The music video was filmed in a nightclub and consists of Eartha Kitt performing on stage with two African male dancers and her eyeing up a man played by actor Rayner Bourton. His character, the main antagonist, is on a mission to steal the "cha cha heels", which are a pair of red high heels similar to the black high heels desired by Dawn Davenport, Divine's character in the 1974 film Female Trouble. Eartha Kitt, as the owner of the shoes, instructs her henchman to retrieve them. Eventually, Bourton's character is cornered with subliminal LGBTQ+ messages and props. Towards the end of the video, he is wearing the heels and Kitt plays a magic trick making him dance around in a circle before he is tired out and Kitt departs through a red fog.
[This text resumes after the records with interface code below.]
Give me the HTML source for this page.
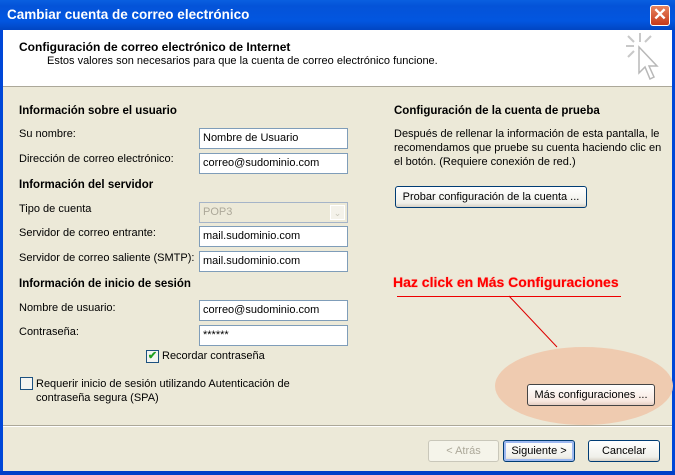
<!DOCTYPE html>
<html><head><meta charset="utf-8"><style>
*{margin:0;padding:0;box-sizing:border-box}
body{width:675px;height:475px;position:relative;overflow:hidden;font-family:"Liberation Sans",sans-serif;font-size:11px;color:#000;background:#ECE9D8}
.a{position:absolute;white-space:nowrap}
.b{font-weight:bold;font-size:11.5px}
.in{position:absolute;left:199px;width:149px;height:21px;background:#fff;border:1px solid #7F9DB9;padding:3px 0 0 3px;font-size:11px}
.btn{position:absolute;height:22px;border:1px solid #003C74;border-radius:3px;background:linear-gradient(#fff,#F0F0EA 80%,#D6D0C5);text-align:center;line-height:20px;font-size:11px}
</style></head><body>
<div class="a" style="left:0;top:0;width:675px;height:30px;background:linear-gradient(#0A5FE0,#0453D8 20%,#0256E0 70%,#0145C2);"></div>
<div class="a" style="left:7px;top:7px;color:#fff;font-size:13.5px;font-weight:bold;">Cambiar cuenta de correo electrónico</div>
<div class="a" style="left:650px;top:5px;width:20px;height:21px;border:1px solid #fff;border-radius:3px;background:linear-gradient(#E8845E,#C6391A);color:#fff;text-align:center;font-size:17px;line-height:18px;font-weight:bold">✕</div>
<div class="a" style="left:0;top:30px;width:3px;height:445px;background:#0047D8"></div>
<div class="a" style="left:672px;top:30px;width:3px;height:445px;background:#0047D8"></div>
<div class="a" style="left:0;top:471px;width:675px;height:4px;background:#0040C8"></div>
<div class="a" style="left:3px;top:30px;width:669px;height:57px;background:#fff;border-bottom:1px solid #ACA899"></div>
<div class="a b" style="left:19px;top:40px;font-size:12px">Configuración de correo electrónico de Internet</div>
<div class="a" style="left:47px;top:55px">Estos valores son necesarios para que la cuenta de correo electrónico funcione.</div>
<svg class="a" style="left:620px;top:30px" width="45" height="55"><g stroke="#C8C8C8" stroke-width="2"><line x1="20" y1="3" x2="20" y2="12"/><line x1="6" y1="16" x2="14" y2="16"/><line x1="8" y1="6" x2="14" y2="12"/><line x1="31" y1="6" x2="25" y2="12"/><line x1="8" y1="27" x2="14" y2="21"/></g><path d="M19 17 L19 43 L25 37 L30 49 L34 47 L29 36 L37 36 Z" fill="#fff" stroke="#B8B8B8" stroke-width="1.5"/></svg>
<div class="a b" style="left:19px;top:105px">Información sobre el usuario</div>
<div class="a" style="left:19px;top:128px">Su nombre:</div>
<div class="in" style="top:128px">Nombre de Usuario</div>
<div class="a" style="left:19px;top:153px">Dirección de correo electrónico:</div>
<div class="in" style="top:153px">correo@sudominio.com</div>
<div class="a b" style="left:19px;top:179px">Información del servidor</div>
<div class="a" style="left:19px;top:203px">Tipo de cuenta</div>
<div class="in" style="top:202px;background:#ECE9D8;border-color:#A5B4C8;color:#ACA899">POP3<div style="position:absolute;right:2px;top:2px;width:15px;height:15px;background:#F4F2EA;border:1px solid #fff;color:#C9C7BA;font-size:9px;text-align:center;line-height:14px">⌄</div></div>
<div class="a" style="left:19px;top:227px">Servidor de correo entrante:</div>
<div class="in" style="top:226px">mail.sudominio.com</div>
<div class="a" style="left:19px;top:252px">Servidor de correo saliente (SMTP):</div>
<div class="in" style="top:251px">mail.sudominio.com</div>
<div class="a b" style="left:19px;top:278px">Información de inicio de sesión</div>
<div class="a" style="left:19px;top:302px">Nombre de usuario:</div>
<div class="in" style="top:300px">correo@sudominio.com</div>
<div class="a" style="left:19px;top:326px">Contraseña:</div>
<div class="in" style="top:325px">******</div>
<div class="a" style="left:146px;top:350px;width:13px;height:13px;border:1px solid #1C5180;background:#F4F4F0;color:#21A121;font-size:11px;line-height:11px;text-align:center;font-weight:bold">✔</div>
<div class="a" style="left:162px;top:350px">Recordar contraseña</div>
<div class="a" style="left:20px;top:377px;width:13px;height:13px;border:1px solid #1C5180;background:#F4F4F0"></div>
<div class="a" style="left:36px;top:377px;line-height:14px">Requerir inicio de sesión utilizando Autenticación de<br>contraseña segura (SPA)</div>
<div class="a b" style="left:394px;top:105px">Configuración de la cuenta de prueba</div>
<div class="a" style="left:394px;top:127px;line-height:14px">Después de rellenar la información de esta pantalla, le<br>recomendamos que pruebe su cuenta haciendo clic en<br>el botón. (Requiere conexión de red.)</div>
<div class="btn" style="left:395px;top:186px;width:192px">Probar configuración de la cuenta ...</div>
<div class="a" style="left:393px;top:274px;color:#F00;font-size:14px;font-weight:bold;text-shadow:0 0 1px #f66">Haz click en Más Configuraciones</div>
<div class="a" style="left:397px;top:296px;width:224px;height:1px;background:#E00"></div>
<svg class="a" style="left:500px;top:295px" width="80" height="60"><line x1="9" y1="1" x2="57" y2="52" stroke="#D00" stroke-width="1"/></svg>
<div class="a" style="left:495px;top:347px;width:178px;height:78px;border-radius:50%;background:#EFCBB0"></div>
<div class="btn" style="left:527px;top:384px;width:128px;background:linear-gradient(#fff,#F8E8E0 80%,#E5CFC3);border-color:#444;">Más configuraciones ...</div>
<div class="a" style="left:3px;top:425px;width:669px;height:1px;background:#ACA899;border-bottom:1px solid #fff;height:2px"></div>
<div class="btn" style="left:428px;top:440px;width:71px;border-color:#C9C7BA;background:#F5F4EA;color:#ACA899">&lt; Atrás</div>
<div class="btn" style="left:503px;top:440px;width:72px;box-shadow:inset 0 0 0 2px #9DB8F0">Siguiente &gt;</div>
<div class="btn" style="left:588px;top:440px;width:72px">Cancelar</div>
</body></html>
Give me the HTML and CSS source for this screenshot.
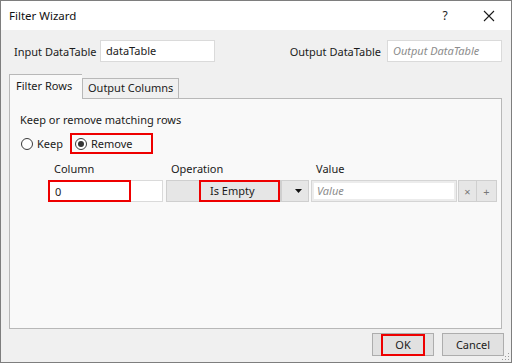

Throughout the video, the members of Bronski Beat are seen wearing red glowing sunglasses when staring at certain points at Kitt and Bourton. They look through a spy mirror at the scenes with Bourton and Kitt with Hellyer on the right providing backing vocals while Bronski is on the left with a keyboard. Interestingly, Steinbachek is present for the intro and outro with the sunglasses being put on and close ups of the band but is missing from the rest of the video, which is likely a result of him slowly departing the band at the time.

==Track listings==
7" & Cassette
1. "Cha Cha Heels" (Radio Mix) (Steve Bronski, Larry Steinbachek) – 3:50
2. "My Discarded Men" (Eartha Mae Kitt, Roderick Allen Gammons, Steve Bronski) – 3:38

12"
1. "Cha Cha Heels" (Steve Bronski, Larry Steinbachek) – 6:40
2. "Cha Cha Heels" (Radio Mix) (Steve Bronski, Larry Steinbachek) – 3:50
3. "My Discarded Men" (Eartha Mae Kitt, Roderick Allen Gammons, Steve Bronski) – 3:38

12" (Remix)
1. "Cha Cha Heels" (Remixed Version) (Steve Bronski, Larry Steinbachek) – 7:10
2. "Cha Cha Heels" (Radio Mix) (Steve Bronski, Larry Steinbachek) – 3:50
3. "My Discarded Men" (Eartha Mae Kitt, Roderick Allen Gammons, Steve Bronski) – 3:38

==Personnel==
Musicians

- Eartha Kitt – lead vocals
- Jonathan Hellyer – backing vocals
- Jessica James – backing vocals
- Steve Bronski – keyboards, bass, Alesis MMT8 sequencer programming
- Larry Steinbachek – Yamaha QXI sequencer programming
- Rod Gammons – keyboards, Atari/C-Lab sequencer programming
- Will Mowat – keyboards
- Danny Hyde – additional effects
Technical

- Rod Gammons – producer
- Danny Hyde – engineer
- Graham Bonnett – engineer
- Peter Lorimer – assistant engineer
- Rob Miller – assistant engineer
- Francis Loney – photography

==Charts==

| Chart (1989) | Peak position |
|---|---|
| Ireland (IRMA) | 22 |
| UK Singles (Official Charts) | 32 |

==Covers==
Steve Bronski teamed up with singer Jessica James in 2015 with Bronski on backing vocals but this was simply a one off version of the song.